> Most of what we're building out at this point is the inference [...] We're profitable on inference. If we didn't pay for training, we'd be a very profitable company.
> Most of what we're building out at this point is the inference [...] We're profitable on inference. If we didn't pay for training, we'd be a very profitable company.
IE OpenAI invests in Cursor/Windsurf/Startups that give away credits to users and make heavy use of inference API. Money flows back to OpenAI then OpenAI sends it back to those companies via credits/investment $.
It's even more circular in this case because nvidia is also funding companies that generate significant inference.
It'll be quite difficult to figure out whether it's actually profitable until the new investment dollars start to dry up.
OpenAI's fund is ~$250-300mm Nvidia reportedly invested $1b last year - still way less than Open AI revenue
That is an openai skeptic. His research if correct says not only is openai unprofitable but it likely never will be. Can't be ,its various finance ratios make early uber, amazon ect look downright fiscally frugal.
He is not a tech person for what that means to you.
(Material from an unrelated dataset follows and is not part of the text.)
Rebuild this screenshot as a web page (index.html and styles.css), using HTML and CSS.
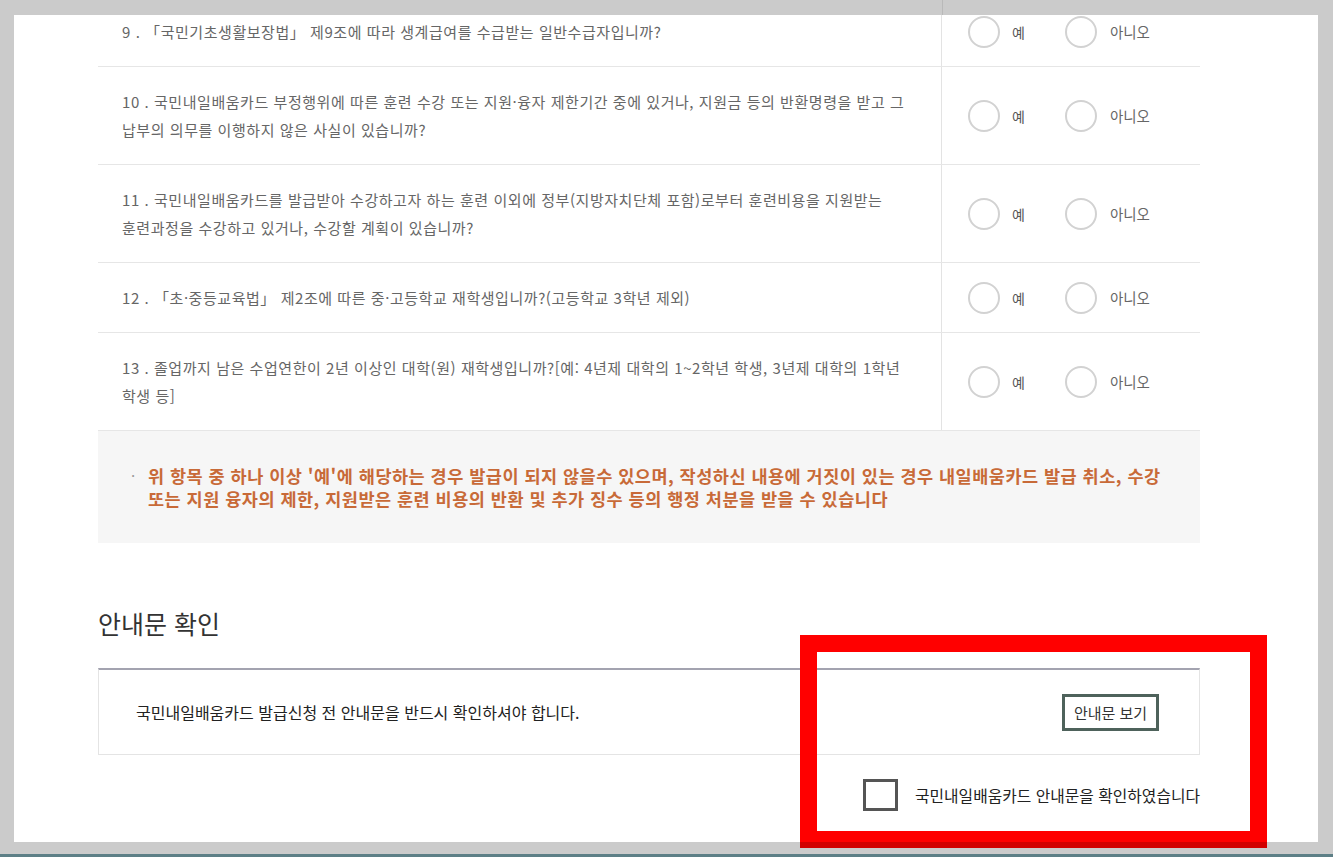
FILE: index.html
```html
<!DOCTYPE html>
<html lang="ko">

<head>
    <meta charset="UTF-8">
    <meta name="viewport" content="width=device-width, initial-scale=1.0">
    <title>국민내일배움카드 발급신청</title>
    <link rel="stylesheet" href="styles.css">
</head>

<body>
    <div class="screen">
        <div class="frame-top"></div>

        <div class="panel">
            <!-- 자격 확인 문항 -->
            <div class="qtable">
                <div class="qrow">
                    <div class="q">9 . 「국민기초생활보장법」 제9조에 따라 생계급여를 수급받는 일반수급자입니까?</div>
                    <div class="a">
                        <span class="radio"></span><span class="yes">예</span>
                        <span class="radio"></span><span class="no">아니오</span>
                    </div>
                </div>
                <div class="qrow">
                    <div class="q">10 . 국민내일배움카드 부정행위에 따른 훈련 수강 또는 지원·융자 제한기간 중에 있거나, 지원금 등의 반환명령을 받고 그<br>납부의 의무를 이행하지 않은 사실이 있습니까?</div>
                    <div class="a">
                        <span class="radio"></span><span class="yes">예</span>
                        <span class="radio"></span><span class="no">아니오</span>
                    </div>
                </div>
                <div class="qrow">
                    <div class="q">11 . 국민내일배움카드를 발급받아 수강하고자 하는 훈련 이외에 정부(지방자치단체 포함)로부터 훈련비용을 지원받는<br>훈련과정을 수강하고 있거나, 수강할 계획이 있습니까?</div>
                    <div class="a">
                        <span class="radio"></span><span class="yes">예</span>
                        <span class="radio"></span><span class="no">아니오</span>
                    </div>
                </div>
                <div class="qrow">
                    <div class="q">12 . 「초·중등교육법」 제2조에 따른 중·고등학교 재학생입니까?(고등학교 3학년 제외)</div>
                    <div class="a">
                        <span class="radio"></span><span class="yes">예</span>
                        <span class="radio"></span><span class="no">아니오</span>
                    </div>
                </div>
                <div class="qrow">
                    <div class="q">13 . 졸업까지 남은 수업연한이 2년 이상인 대학(원) 재학생입니까?[예: 4년제 대학의 1~2학년 학생, 3년제 대학의 1학년<br>학생 등]</div>
                    <div class="a">
                        <span class="radio"></span><span class="yes">예</span>
                        <span class="radio"></span><span class="no">아니오</span>
                    </div>
                </div>
            </div>

            <div class="notice">
                <span class="dot">·</span>
                <p>위 항목 중 하나 이상 '예'에 해당하는 경우 발급이 되지 않을수 있으며, 작성하신 내용에 거짓이 있는 경우 내일배움카드 발급 취소, 수강<br>또는 지원 융자의 제한, 지원받은 훈련 비용의 반환 및 추가 징수 등의 행정 처분을 받을 수 있습니다</p>
            </div>

            <h2 class="title">안내문 확인</h2>

            <div class="guide">
                <p>국민내일배움카드 발급신청 전 안내문을 반드시 확인하셔야 합니다.</p>
                <a href="#" class="btn">안내문 보기</a>
            </div>

            <label class="agree">
                <span class="check"></span>
                <span>국민내일배움카드 안내문을 확인하였습니다</span>
            </label>
        </div>

        <div class="frame-bottom"></div>
        <div class="taskbar"></div>

        <div class="mark"></div>
    </div>
</body>

</html>
```

FILE: styles.css
```css
html,
body {
    margin: 0;
    padding: 0;
    background: #cbcbcb;
}

body {
    font-family: "Noto Sans CJK KR", "Noto Sans", sans-serif;
    color: #333;
}

.screen {
    position: relative;
    width: 1333px;
    height: 857px;
    overflow: hidden;
}

.frame-top {
    height: 15px;
    background: linear-gradient(to right, transparent 942px, #b9b9b9 942px, #b9b9b9 943px, transparent 943px);
}

.panel {
    margin-left: 14px;
    width: 1304px;
    height: 827px;
    padding-left: 84px;
    box-sizing: border-box;
    background: #fff;
    overflow: hidden;
}

.frame-bottom {
    height: 12px;
}

.taskbar {
    height: 3px;
    background: #5d7f86;
}

/* 문항 */
.qtable {
    width: 1102px;
    margin-top: -18px;
}

.qrow {
    display: flex;
    border-bottom: 1px solid #e6e6e6;
}

.q {
    width: 844px;
    box-sizing: border-box;
    padding: 21px 24px 20px;
    border-right: 1px solid #e3e3e3;
    font-size: 15px;
    line-height: 28px;
    color: #666;
    letter-spacing: 0.55px;
}

.a {
    flex: 1;
    display: flex;
    align-items: center;
    padding-left: 26px;
    font-size: 14px;
    color: #555;
}

.radio {
    width: 32px;
    height: 32px;
    box-sizing: border-box;
    border: 2px solid #d2d2d2;
    border-radius: 50%;
}

.yes {
    margin: 0 40px 0 12px;
}

.no {
    margin-left: 13px;
    color: #666;
    font-size: 14.5px;
}

/* 유의사항 */
.notice {
    display: flex;
    width: 1102px;
    box-sizing: border-box;
    padding: 33px 20px 33px 33px;
    background: #f6f6f6;
}

.notice .dot {
    width: 17px;
    color: #999;
    font-size: 15px;
    line-height: 23px;
}

.notice p {
    margin: 0;
    font-size: 17.5px;
    line-height: 23px;
    letter-spacing: 0.5px;
    font-weight: 700;
    color: #c86a38;
}

.title {
    margin: 63px 0 28px;
    font-size: 25px;
    line-height: 34px;
    font-weight: 400;
    color: #333;
}

.guide {
    display: flex;
    align-items: center;
    justify-content: space-between;
    width: 1102px;
    height: 87px;
    box-sizing: border-box;
    padding: 0 40px 0 37px;
    border: 1px solid #e4e4e4;
    border-top: 2px solid #a3a3b0;
}

.guide p {
    margin: 0;
    font-size: 16px;
    color: #222;
}

.btn {
    display: block;
    width: 97px;
    height: 37px;
    box-sizing: border-box;
    border: 3px solid #4e625b;
    font-size: 15px;
    line-height: 31px;
    text-align: center;
    color: #333;
    text-decoration: none;
}

.agree {
    display: flex;
    align-items: center;
    justify-content: flex-end;
    width: 1102px;
    margin-top: 24px;
    font-size: 15.8px;
    color: #222;
}

.check {
    width: 35px;
    height: 32px;
    box-sizing: border-box;
    border: 3px solid #555;
    margin-right: 17px;
}

/* 강조 표시 */
.mark {
    position: absolute;
    left: 800px;
    top: 635px;
    width: 467px;
    height: 213px;
    box-sizing: border-box;
    border: 17px solid #ff0000;
}

.mark::after {
    content: "";
    position: absolute;
    left: -17px;
    right: -17px;
    bottom: -17px;
    height: 6px;
    background: #d20000;
}
```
Uber burnt through a lot of money and even now I'm not sure their lifetime revenue is positive (it's possible that since their foundation they've lost more money than they've made).
He is not wrong about everything. For example, after Sam Altman said in January that OpenAI would introduce a model picker, Zitron was able to predict in March that OpenAI would introduce a model picker. And he was right about that.
It's not responsive at all to Zitron's point. Zitron's broader contention is that AI tools are not profitable because the cost of AI use is too high for users to justify spending money on the output, given the quality of output. And furthermore, he argues that this basic fact is being obscured by lots of shell games around numbers to hide the basic cash flow issue. For example, focusing on cost in terms of cost per token rather than cost per task. And finally, there's an implicit assumption that the AI just isn't getting tremendously better, as might be exemplified by... burning twice as money tokens on the task in the hopes the quality goes up.
And in that context, the response is "Aha, he admits that there is a knob to trade off cost and quality! Entire argument debunked!" The existence of a cost-quality tradeoff doesn't speak to whether or not that line will intersect the quality-value tradeoff. I grant that a lot turns on how good you think AI is and/or will shortly be, and Zitron is definitely a pessimist there.
Ed doesn’t really make that argument anymore. The more recent form of the point is: yes, clearly people are willing to pay for it, but only because the providers are burning VC money to sell it below cost. If sold at a profit, customers would no longer find it worth it. But that’s completely different from what you’re saying. And I also think that’s not true, for a few reasons: mostly that selling near cost is the simplest explanation for the similarity of prices between providers. And now recently we have both Altman and Amodei saying their companies are selling inference at a profit.
I'm not an AI hater. I genuinely hope it take over every single white collar job that exists. I'm not being sarcastic or hyperbolic. Only then will we be able to re-discuss what society is in a more humane way.